If you work with sensitive data, you must not include the raw or processed data in the version-controlled repository to be shared.
Instead, explicitly exclude the data directory using the .gitignore file from the start. An easy solution (which, however, discards the version history for all files), is to create a new local repository that contains all project files except the data and only push that to the public repository.
Importantly, if data are removed from an existing repository, they may still remain accessible in the repository’s history, since previous states of the project can be restored. If sensitive data are accidentally committed and pushed, it is possible to rewrite the repository history to remove them retrospectively. However, this process is complex and error-prone, so it is best avoided by ensuring that sensitive data are excluded from version control from the outset.
Sharing your code allows for other researchers to clearly see which analytic methods were applied to the data. Ideally, they should also be able to rerun the code and verify the reproducibility of the reported results.
You can provide the data required to run the code in several ways:
- The real (anonymized) data. This can be done either (1) by including the dataset in the repository so that the code can access it locally and run directly, or (2) by configuring the code to retrieve the data from an external source, such as a database, API, or external data repository. A practical workflow is to include “small”/one-shot datasets directly into a combined code/data-project (e.g. on GitHub), and to store “large”/reusable datasets (which deserve their own DOI) separately in a repository specialized for research data.
- Simulated random data. This option mainly demonstrates that the code runs without errors. However, the original results cannot be verified and further analyses are not meaningful. See our data simulation tutorial.
- Synthetic data that mimic key properties of the real data. When privacy-sensitive data cannot be shared, synthetic datasets can provide a useful alternative. Compared with purely random simulated data, synthetic data can resemble the structure and characteristics of the original dataset, allowing other researchers to rerun the analyses and assess whether the main results can be reproduced. In addition, openly shared synthetic data enable exploratory analyses that may generate new hypotheses, and in some cases analyses conducted on synthetic data can approximate results obtained from the real data.
LEARN MORE
A license tells others what they can do with your code. Licensing your code consists in adding a file called LICENSE.txt next to your code, that contains the appropriate legal text. Without one, or equivalent statements, others cannot legally reuse your code, even if it is publicly available e.g. on GitHub. Common open licenses for code are:
- CC0 (Public Domain) places no restrictions. Anyone can use, modify, and redistribute without attribution. Recommended for generic code where maximum reuse is the goal.

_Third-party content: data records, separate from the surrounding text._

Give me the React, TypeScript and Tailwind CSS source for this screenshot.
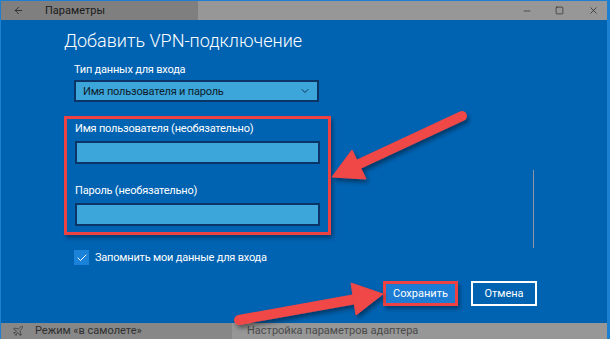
import { Check, ChevronDown, ArrowLeft, Minus, Square, X, Plane } from "lucide-react";

const FONT = { fontFamily: 'Roboto, "Noto Sans", sans-serif' };

function Field({ label }: { label: string }) {
  return (
    <div>
      <div className="text-[11px] leading-[16px] tracking-[-0.2px] text-white">{label}</div>
      <div className="mt-[4px] h-[23px] w-[245px] border-2 border-[#0a3566] bg-[#3ca5d9]" />
    </div>
  );
}

function Arrows() {
  return (
    <svg className="pointer-events-none absolute inset-0" width="610" height="339" viewBox="0 0 610 339">
      <defs>
        <filter id="sh" x="-20%" y="-20%" width="140%" height="140%">
          <feDropShadow dx="2" dy="3" stdDeviation="2.5" floodColor="#000" floodOpacity="0.45" />
        </filter>
      </defs>
      <g filter="url(#sh)" fill="#f04646" stroke="#f04646">
        <line x1="461" y1="115" x2="356" y2="164" strokeWidth="10" strokeLinecap="round" />
        <polygon points="331,176 365,178 351,149" strokeWidth="1" strokeLinejoin="round" />
        <line x1="238" y1="319" x2="355" y2="298" strokeWidth="10" strokeLinecap="round" />
        <polygon points="382,293 350,282 355,314" strokeWidth="1" strokeLinejoin="round" />
      </g>
    </svg>
  );
}

export default function App() {
  return (
    <div
      className="relative flex h-[339px] w-[610px] flex-col overflow-hidden border-t border-l border-r-[3px] border-[#1d7fd2] bg-[#0063b2]"
      style={FONT}
    >
      {/* Title bar */}
      <div className="flex h-[19px] shrink-0 items-center">
        <div className="flex h-full w-[197px] items-center bg-[#7f7f7f]">
          <ArrowLeft className="ml-[12px] h-[11px] w-[11px] text-[#1a1a1a]" strokeWidth={1.6} />
          <span className="ml-[21px] text-[11px] leading-none text-[#1a1a1a]">Параметры</span>
        </div>
        <div className="flex h-full flex-1 items-center justify-end bg-[#979797] pr-[8px] text-[#1a1a1a]">
          <Minus className="h-[10px] w-[10px]" strokeWidth={1.4} />
          <Square className="ml-[23px] h-[9px] w-[9px]" strokeWidth={1.6} />
          <X className="ml-[24px] h-[11px] w-[11px]" strokeWidth={1.4} />
        </div>
      </div>

      {/* Dialog */}
      <div className="relative flex-1 text-white">
        <div className="pl-[63px] pt-[8px] text-[18px] font-light leading-[26px]">Добавить VPN-подключение</div>

        <div className="pl-[73px]">
          <div className="mt-[8px] text-[11px] leading-[16px] tracking-[-0.2px]">Тип данных для входа</div>
          <div className="mt-[2px] flex h-[22px] w-[245px] items-center justify-between border-2 border-[#0a3566] bg-[#3ca5d9] pl-[7px] pr-[6px]">
            <span className="text-[11px] leading-none tracking-[-0.2px] text-[#0d1b2a]">Имя пользователя и пароль</span>
            <ChevronDown className="h-[12px] w-[12px] text-[#0d2a48]" strokeWidth={1.8} />
          </div>
        </div>

        <div className="ml-[63px] mt-[14px] w-[267px] border-[3px] border-[#ee4242] pb-[6px] pl-[8px] pt-[2px] shadow-[2px_3px_4px_rgba(0,0,0,0.35)]">
          <Field label="Имя пользователя (необязательно)" />
          <div className="mt-[19px]">
            <Field label="Пароль (необязательно)" />
          </div>
        </div>

        <div className="ml-[73px] mt-[15px] flex items-center">
          <div className="flex h-[15px] w-[15px] items-center justify-center bg-[#1a82d8]">
            <Check className="h-[12px] w-[12px] text-white" strokeWidth={2} />
          </div>
          <span className="ml-[6px] text-[11px] leading-none tracking-[-0.2px]">Запомнить мои данные для входа</span>
        </div>

        <div className="mt-[16px] flex w-[536px] justify-end gap-[13px]">
          <div className="flex h-[25px] w-[75px] items-center justify-center border-[3px] border-[#ee4242] bg-[#1c7bd3] shadow-[2px_3px_4px_rgba(0,0,0,0.35)]">
            <span className="text-[11px] leading-none">Сохранить</span>
          </div>
          <div className="flex h-[25px] w-[66px] items-center justify-center border-2 border-white">
            <span className="text-[11px] leading-none">Отмена</span>
          </div>
        </div>

        {/* scroll indicator */}
        <div className="absolute left-[532px] top-[150px] h-[78px] w-px bg-[#8c93a3]" />
      </div>

      {/* Bottom bar */}
      <div className="flex h-[16px] shrink-0 overflow-hidden">
        <div className="flex w-[231px] items-center bg-[#878787] text-[#303030]">
          <Plane className="ml-[11px] h-[12px] w-[12px]" strokeWidth={1.3} />
          <span className="ml-[11px] text-[11px] leading-[14px]">Режим «в самолете»</span>
        </div>
        <div className="flex flex-1 items-center bg-[#979797] pl-[15px] text-[#4a4a4a]">
          <span className="text-[11px] leading-[14px]">Настройка параметров адаптера</span>
        </div>
      </div>

      <Arrows />
    </div>
  );
}
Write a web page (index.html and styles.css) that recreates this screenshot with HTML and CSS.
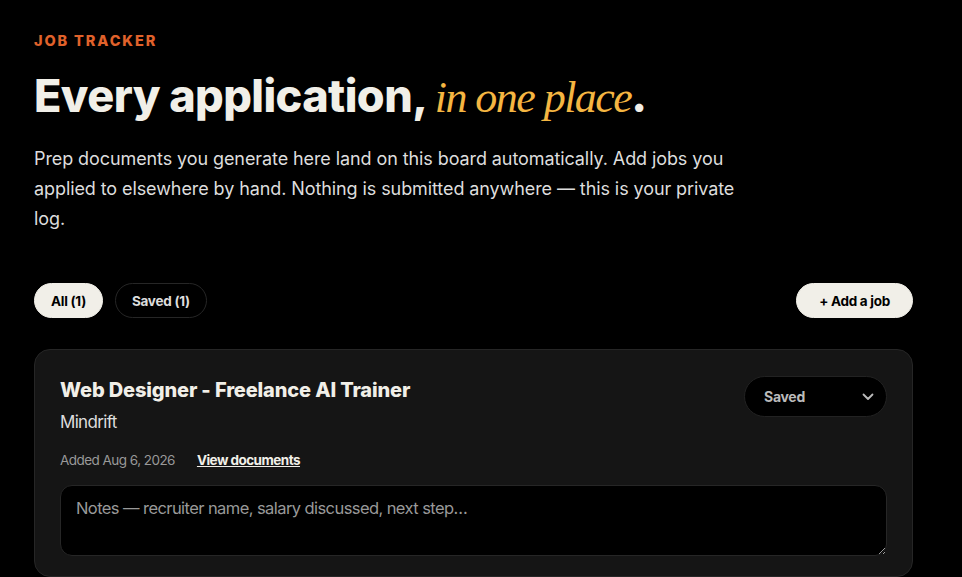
FILE: index.html
```html
<!DOCTYPE html>
<html lang="en">
<head>
  <meta charset="UTF-8">
  <meta name="viewport" content="width=device-width, initial-scale=1.0">
  <title>Job Tracker</title>
  <link rel="stylesheet" href="styles.css">
</head>
<body>

<div class="page">
  <p class="eyebrow">JOB TRACKER</p>
  <h1>Every application, <em>in one place</em>.</h1>
  <p class="intro">Prep documents you generate here land on this board automatically. Add jobs you applied to elsewhere by hand. Nothing is submitted anywhere — this is your private log.</p>

  <div class="toolbar">
    <div class="filters">
      <button class="pill active">All (1)</button>
      <button class="pill">Saved (1)</button>
    </div>
    <button class="add-btn">+ Add a job</button>
  </div>

  <div class="job-card">
    <div class="job-head">
      <div>
        <h2>Web Designer - Freelance AI Trainer</h2>
        <p class="company">Mindrift</p>
      </div>
      <div class="status">
        <span>Saved</span>
        <svg width="12" height="8" viewBox="0 0 12 8"><path d="M1.5 1.5 6 6l4.5-4.5" fill="none" stroke="#bbb" stroke-width="1.8" stroke-linecap="round" stroke-linejoin="round"/></svg>
      </div>
    </div>
    <div class="meta">
      <span class="added">Added Aug 6, 2026</span>
      <a href="#" class="docs">View documents</a>
    </div>
    <textarea class="notes" placeholder="Notes — recruiter name, salary discussed, next step…"></textarea>
  </div>
</div>

</body>
</html>
```

FILE: styles.css
```css
/* Base */
body {
  margin: 0;
  background: #000;
  color: #f1efe8;
  font-family: Inter, "Liberation Sans", sans-serif;
}
.page {
  max-width: 879px;
  padding: 32px 34px;
}
.eyebrow {
  margin: 0;
  color: #e0622b;
  font-size: 14.5px;
  font-weight: 800;
  letter-spacing: 0.13em;
}
h1 {
  margin: 22px 0 0;
  font-size: 45px;
  font-weight: 800;
  line-height: 1.1;
  letter-spacing: -0.013em;
  color: #f1efe8;
}
h1 em {
  font-family: "Liberation Serif", "Times New Roman", serif;
  font-weight: normal;
  font-size: 44px;
  color: #f5b642;
  letter-spacing: -0.035em;
}
.intro {
  margin: 22px 0 0;
  max-width: 715px;
  font-size: 18px;
  line-height: 30px;
  color: #ddd;
  letter-spacing: -0.005em;
}

/* Filtros */
.toolbar {
  display: flex;
  justify-content: space-between;
  align-items: center;
  margin-top: 49px;
}
.filters {
  display: flex;
  gap: 12px;
}
.pill, .add-btn {
  height: 35px;
  padding: 0 16px;
  border-radius: 18px;
  border: 1px solid #262626;
  background: #000;
  color: #ddd;
  font-family: inherit;
  font-size: 13.5px;
  font-weight: bold;
  letter-spacing: -0.02em;
  cursor: pointer;
}
.pill.active, .add-btn {
  background: #f1efe8;
  border-color: #f1efe8;
  color: #000;
}
.add-btn {
  padding: 0 22px;
}

/* Card */
.job-card {
  margin-top: 31px;
  padding: 26px 25px 20px;
  background: #151515;
  border: 1px solid #262626;
  border-radius: 16px;
}
.job-head {
  display: flex;
  justify-content: space-between;
  align-items: flex-start;
}
h2 {
  margin: 2px 0 0;
  font-size: 20px;
  font-weight: 800;
  letter-spacing: -0.007em;
  color: #f1efe8;
}
.company {
  margin: 10px 0 0;
  font-size: 17px;
  color: #ddd;
  letter-spacing: -0.04em;
}
.status {
  display: flex;
  justify-content: space-between;
  align-items: center;
  box-sizing: border-box;
  width: 143px;
  height: 41px;
  padding: 0 12px 0 19px;
  background: #000;
  border: 1px solid #222;
  border-radius: 21px;
  color: #bbb;
  font-size: 14px;
  font-weight: bold;
  letter-spacing: -0.02em;
}
.meta {
  display: flex;
  gap: 22px;
  align-items: baseline;
  margin-top: 20px;
  font-size: 13.5px;
  letter-spacing: -0.04em;
}
.added {
  color: #999;
}
.docs {
  color: #f1efe8;
  font-weight: bold;
}
.notes {
  display: block;
  box-sizing: border-box;
  width: 100%;
  height: 71px;
  margin-top: 17px;
  padding: 12px 15px;
  background: #000;
  border: 1px solid #262626;
  border-radius: 12px;
  color: #ddd;
  font-family: inherit;
  font-size: 16.5px;
  letter-spacing: -0.035em;
}
.notes::placeholder {
  color: #999;
}
```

- MIT is a simple license that requires users to credit you when they reuse, modify, and redistribute your code.
- Apache 2.0 is a safer license (covering more legal cases) that requires users to credit you and state the changes you made to the code.
Learn more about open licenses for data and code in our code publishing tutorial or using the tool ‘Choose an open source license’.
To publish you code on Zenodo, we recommend to
- Push your clean repository to GitHub (see GitHub tutorial).
- Create an account on Zenodo.
- Link your GitHub account to Zenodo. Navigate to your profile > account settings > link external accounts > GitHub > authorize Zenodo to access your GitHub account > a list of your GitHub repositories should appear. Enable the repository by toggling the switch next to it; refresh the page to check to see if the visual indicator that the repository is connected appears
- Go to GitHub and create a release. Zenodo will automatically download a .zip-ball of each new release and register a DOI.
- Add DOI badge to your README. After your first release, a DOI badge that you can include in GitHub README will appear next to your repository in your list of GitHub repositories on Zenodo. This allows others to easily find and cite your archived code
- Create new release when needed. If you make a new release, it will create a new version on Zenodo, under the same overall DOI, with a ‘sub-DOI’ to identify a specific version.
Create a Zenodo “community” for the team. After team members connect their repositories from their personal GitHub account to Zenodo, and archive releases with a DOI, these records can be added to a shared Zenodo community. A community provides a central space where all software and other research outputs produced by the group can be collected and displayed, making them easier to find, cite, and showcase at the team level.